(DATASET ROWS)
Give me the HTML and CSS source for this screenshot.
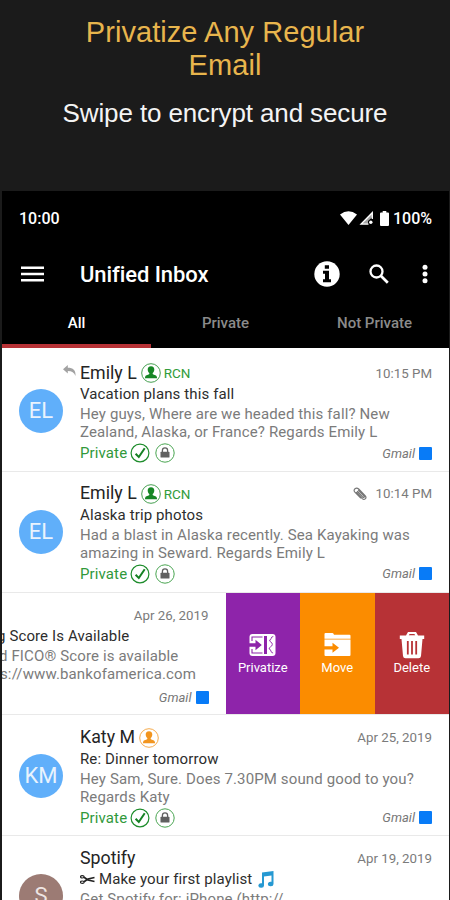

==

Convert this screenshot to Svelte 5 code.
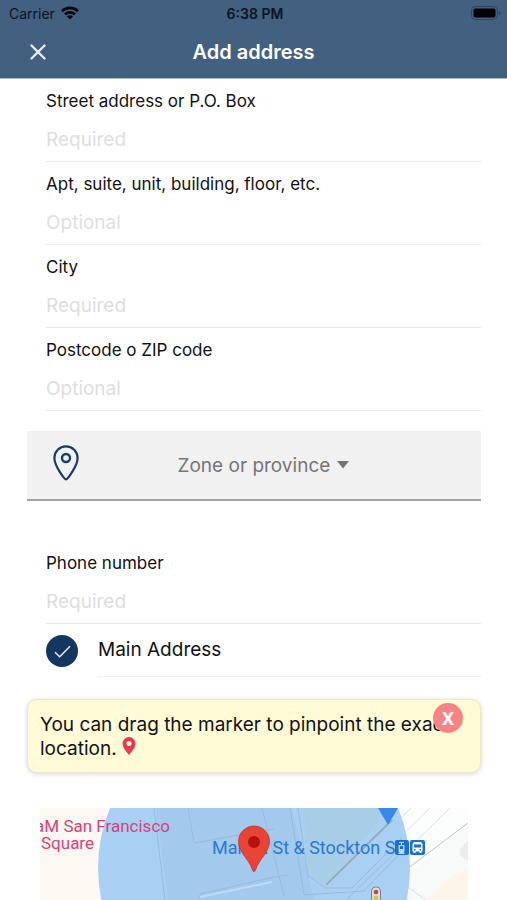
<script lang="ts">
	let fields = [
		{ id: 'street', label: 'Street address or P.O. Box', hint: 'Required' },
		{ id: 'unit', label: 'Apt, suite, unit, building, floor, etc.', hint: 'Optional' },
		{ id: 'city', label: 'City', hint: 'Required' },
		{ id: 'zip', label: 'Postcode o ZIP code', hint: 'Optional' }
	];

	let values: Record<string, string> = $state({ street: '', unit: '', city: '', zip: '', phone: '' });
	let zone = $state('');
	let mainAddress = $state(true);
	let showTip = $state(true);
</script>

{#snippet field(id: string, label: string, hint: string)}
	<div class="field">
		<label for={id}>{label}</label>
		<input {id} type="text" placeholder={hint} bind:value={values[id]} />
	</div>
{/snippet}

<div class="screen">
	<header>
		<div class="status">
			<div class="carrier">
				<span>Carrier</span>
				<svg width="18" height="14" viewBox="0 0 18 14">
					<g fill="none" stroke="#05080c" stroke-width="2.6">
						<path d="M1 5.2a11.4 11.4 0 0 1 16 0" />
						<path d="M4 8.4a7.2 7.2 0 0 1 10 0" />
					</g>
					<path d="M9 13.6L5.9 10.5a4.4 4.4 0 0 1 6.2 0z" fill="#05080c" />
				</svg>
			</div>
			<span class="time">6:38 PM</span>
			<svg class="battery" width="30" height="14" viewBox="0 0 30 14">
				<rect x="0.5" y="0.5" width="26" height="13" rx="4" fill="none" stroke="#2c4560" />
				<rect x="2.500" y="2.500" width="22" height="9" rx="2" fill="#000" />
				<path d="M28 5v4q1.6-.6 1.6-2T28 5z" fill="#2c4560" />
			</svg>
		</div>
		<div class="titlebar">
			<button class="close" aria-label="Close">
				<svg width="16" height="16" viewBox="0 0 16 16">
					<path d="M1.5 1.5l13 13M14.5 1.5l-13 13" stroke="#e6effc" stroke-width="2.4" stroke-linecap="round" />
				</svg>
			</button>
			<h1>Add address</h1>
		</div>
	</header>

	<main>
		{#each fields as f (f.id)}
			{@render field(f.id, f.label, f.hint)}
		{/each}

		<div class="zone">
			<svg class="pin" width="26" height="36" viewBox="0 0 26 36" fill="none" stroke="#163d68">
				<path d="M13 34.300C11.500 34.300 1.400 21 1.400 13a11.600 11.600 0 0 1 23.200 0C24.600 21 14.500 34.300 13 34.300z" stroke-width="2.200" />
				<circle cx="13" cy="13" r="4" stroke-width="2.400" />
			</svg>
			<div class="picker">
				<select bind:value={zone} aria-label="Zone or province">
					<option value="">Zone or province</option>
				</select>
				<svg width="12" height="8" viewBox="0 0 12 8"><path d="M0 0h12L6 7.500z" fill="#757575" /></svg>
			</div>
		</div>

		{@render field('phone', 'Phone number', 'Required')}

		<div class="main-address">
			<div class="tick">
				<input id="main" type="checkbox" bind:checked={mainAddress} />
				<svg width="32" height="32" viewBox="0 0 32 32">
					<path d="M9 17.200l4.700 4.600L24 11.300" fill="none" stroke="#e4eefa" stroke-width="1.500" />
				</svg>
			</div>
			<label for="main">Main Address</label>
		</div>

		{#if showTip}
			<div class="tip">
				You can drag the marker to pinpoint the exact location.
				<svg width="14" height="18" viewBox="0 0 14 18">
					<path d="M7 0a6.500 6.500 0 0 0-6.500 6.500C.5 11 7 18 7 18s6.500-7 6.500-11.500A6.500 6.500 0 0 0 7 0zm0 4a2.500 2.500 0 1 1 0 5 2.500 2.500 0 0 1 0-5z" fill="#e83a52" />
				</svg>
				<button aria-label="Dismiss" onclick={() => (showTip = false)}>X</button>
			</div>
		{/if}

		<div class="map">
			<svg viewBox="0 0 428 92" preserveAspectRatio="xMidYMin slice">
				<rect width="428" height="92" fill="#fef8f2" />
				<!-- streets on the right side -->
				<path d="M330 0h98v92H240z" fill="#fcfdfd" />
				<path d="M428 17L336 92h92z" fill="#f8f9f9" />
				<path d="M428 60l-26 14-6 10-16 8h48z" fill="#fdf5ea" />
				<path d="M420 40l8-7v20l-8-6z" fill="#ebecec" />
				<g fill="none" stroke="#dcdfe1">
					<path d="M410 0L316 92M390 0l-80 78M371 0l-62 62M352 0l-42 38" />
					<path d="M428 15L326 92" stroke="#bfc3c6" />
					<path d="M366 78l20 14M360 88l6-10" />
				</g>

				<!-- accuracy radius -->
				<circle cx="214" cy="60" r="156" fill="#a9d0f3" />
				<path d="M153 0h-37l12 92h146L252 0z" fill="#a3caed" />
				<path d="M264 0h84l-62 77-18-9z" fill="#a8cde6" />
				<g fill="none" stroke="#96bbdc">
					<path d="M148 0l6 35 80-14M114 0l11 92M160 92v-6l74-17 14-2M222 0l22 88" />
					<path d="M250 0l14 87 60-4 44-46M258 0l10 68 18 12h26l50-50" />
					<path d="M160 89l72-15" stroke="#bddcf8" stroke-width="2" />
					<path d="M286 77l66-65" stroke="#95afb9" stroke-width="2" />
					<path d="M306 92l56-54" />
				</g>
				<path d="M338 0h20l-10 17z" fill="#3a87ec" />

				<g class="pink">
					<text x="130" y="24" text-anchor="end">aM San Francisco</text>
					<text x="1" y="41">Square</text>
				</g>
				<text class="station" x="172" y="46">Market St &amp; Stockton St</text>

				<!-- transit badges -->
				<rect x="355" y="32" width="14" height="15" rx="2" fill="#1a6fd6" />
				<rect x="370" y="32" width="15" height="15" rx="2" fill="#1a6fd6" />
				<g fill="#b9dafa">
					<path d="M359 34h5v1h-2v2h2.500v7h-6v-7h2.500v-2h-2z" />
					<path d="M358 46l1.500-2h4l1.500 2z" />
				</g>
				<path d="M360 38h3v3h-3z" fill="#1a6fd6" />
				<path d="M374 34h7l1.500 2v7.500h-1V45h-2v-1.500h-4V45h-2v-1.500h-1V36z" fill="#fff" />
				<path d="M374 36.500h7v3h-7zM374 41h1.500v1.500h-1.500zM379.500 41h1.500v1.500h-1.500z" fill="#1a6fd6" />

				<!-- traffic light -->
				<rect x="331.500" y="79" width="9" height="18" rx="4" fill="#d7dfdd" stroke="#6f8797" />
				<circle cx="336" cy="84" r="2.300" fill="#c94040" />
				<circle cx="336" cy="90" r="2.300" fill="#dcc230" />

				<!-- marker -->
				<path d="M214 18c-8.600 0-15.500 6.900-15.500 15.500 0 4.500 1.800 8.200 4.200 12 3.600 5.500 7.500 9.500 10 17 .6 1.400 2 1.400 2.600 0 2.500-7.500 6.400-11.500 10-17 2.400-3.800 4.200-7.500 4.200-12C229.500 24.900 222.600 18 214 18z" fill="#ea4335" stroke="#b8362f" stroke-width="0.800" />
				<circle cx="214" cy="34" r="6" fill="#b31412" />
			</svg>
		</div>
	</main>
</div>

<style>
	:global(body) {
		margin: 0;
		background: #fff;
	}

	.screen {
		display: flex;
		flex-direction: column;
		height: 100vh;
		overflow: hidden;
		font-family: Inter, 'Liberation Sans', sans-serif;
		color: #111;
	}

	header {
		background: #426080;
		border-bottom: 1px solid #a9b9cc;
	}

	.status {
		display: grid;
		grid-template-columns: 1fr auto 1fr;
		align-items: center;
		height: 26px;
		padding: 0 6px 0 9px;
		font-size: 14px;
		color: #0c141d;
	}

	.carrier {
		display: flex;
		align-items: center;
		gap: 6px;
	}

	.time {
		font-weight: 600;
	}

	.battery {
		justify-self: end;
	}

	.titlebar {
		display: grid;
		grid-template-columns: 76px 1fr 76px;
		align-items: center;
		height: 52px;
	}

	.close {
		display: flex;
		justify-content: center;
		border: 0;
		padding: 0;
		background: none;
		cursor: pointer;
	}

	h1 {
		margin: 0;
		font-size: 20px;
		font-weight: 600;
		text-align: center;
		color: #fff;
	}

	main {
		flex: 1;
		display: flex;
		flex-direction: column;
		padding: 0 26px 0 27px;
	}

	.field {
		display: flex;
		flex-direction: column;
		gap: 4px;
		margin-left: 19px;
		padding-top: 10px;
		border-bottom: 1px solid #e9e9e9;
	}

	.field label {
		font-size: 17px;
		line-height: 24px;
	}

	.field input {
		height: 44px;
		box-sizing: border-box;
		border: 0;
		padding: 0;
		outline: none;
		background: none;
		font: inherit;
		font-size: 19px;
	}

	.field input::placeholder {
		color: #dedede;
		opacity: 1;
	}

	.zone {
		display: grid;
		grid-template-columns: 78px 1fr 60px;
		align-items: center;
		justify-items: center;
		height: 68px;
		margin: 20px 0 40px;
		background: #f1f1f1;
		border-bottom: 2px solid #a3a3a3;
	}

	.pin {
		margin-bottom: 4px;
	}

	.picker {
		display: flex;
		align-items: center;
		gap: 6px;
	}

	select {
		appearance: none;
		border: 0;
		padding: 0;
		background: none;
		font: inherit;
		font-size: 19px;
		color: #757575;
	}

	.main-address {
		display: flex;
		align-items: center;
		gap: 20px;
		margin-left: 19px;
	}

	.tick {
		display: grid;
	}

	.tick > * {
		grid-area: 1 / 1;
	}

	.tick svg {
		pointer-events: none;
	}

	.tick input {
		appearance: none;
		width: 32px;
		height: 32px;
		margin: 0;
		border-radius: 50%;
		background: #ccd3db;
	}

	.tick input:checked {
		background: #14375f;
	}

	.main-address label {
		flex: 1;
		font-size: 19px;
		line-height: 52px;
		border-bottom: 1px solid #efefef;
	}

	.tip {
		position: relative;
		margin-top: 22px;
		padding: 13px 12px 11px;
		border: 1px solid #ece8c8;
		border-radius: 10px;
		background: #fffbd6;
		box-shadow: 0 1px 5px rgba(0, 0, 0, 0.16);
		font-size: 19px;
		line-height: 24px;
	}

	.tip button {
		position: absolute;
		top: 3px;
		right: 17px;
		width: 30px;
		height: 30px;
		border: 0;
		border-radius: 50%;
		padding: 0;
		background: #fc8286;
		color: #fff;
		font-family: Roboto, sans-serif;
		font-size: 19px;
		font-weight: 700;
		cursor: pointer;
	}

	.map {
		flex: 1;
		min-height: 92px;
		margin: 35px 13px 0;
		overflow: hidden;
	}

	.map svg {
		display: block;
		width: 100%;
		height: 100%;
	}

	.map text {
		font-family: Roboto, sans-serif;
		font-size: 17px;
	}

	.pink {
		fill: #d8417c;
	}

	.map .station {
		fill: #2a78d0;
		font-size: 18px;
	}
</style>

--

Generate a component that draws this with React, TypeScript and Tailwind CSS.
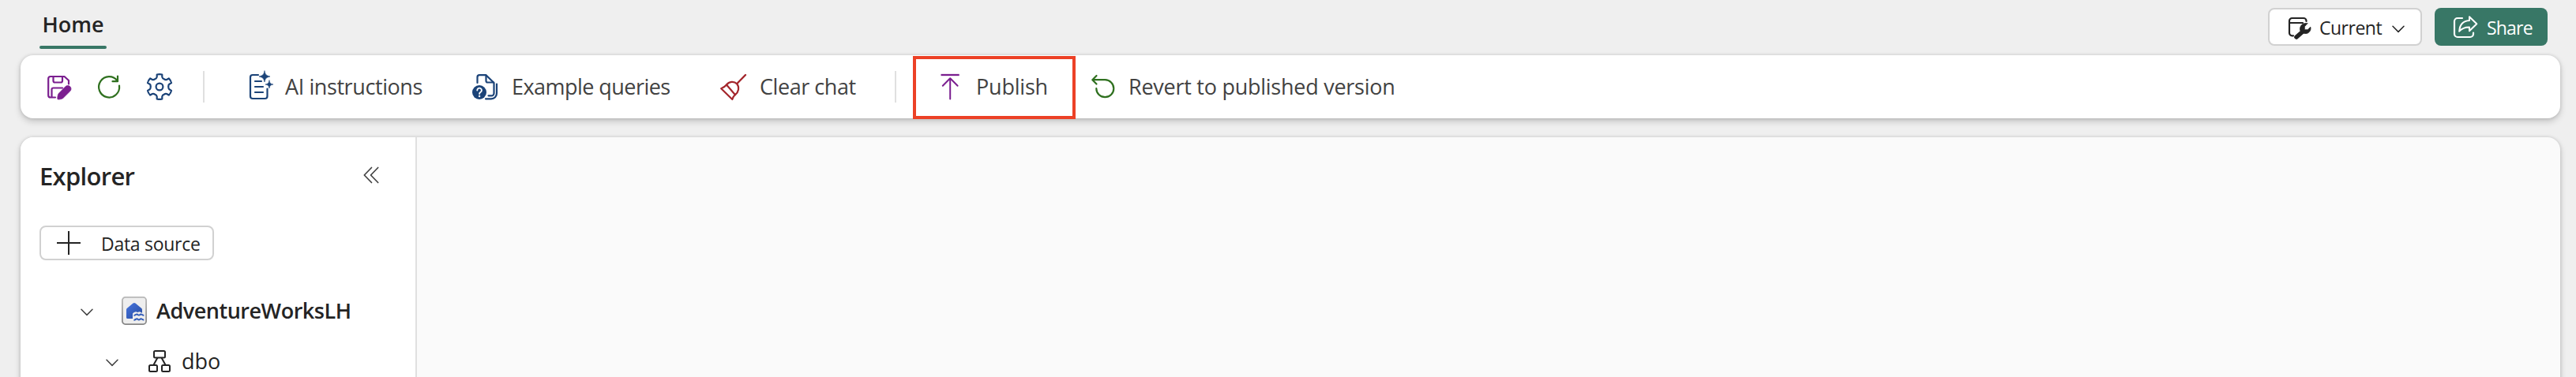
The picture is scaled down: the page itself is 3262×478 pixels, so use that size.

(TO BE DONE)
From the line containing "Generate a component" to the line containing "The picture is", both lines included, give the text again exactly, without any pictures.

(SOLUTION FOR THIS EXERCISE)
Generate a component that draws this with React, TypeScript and Tailwind CSS.
The picture is scaled down: the page itself is 3262×478 pixels, so use that size.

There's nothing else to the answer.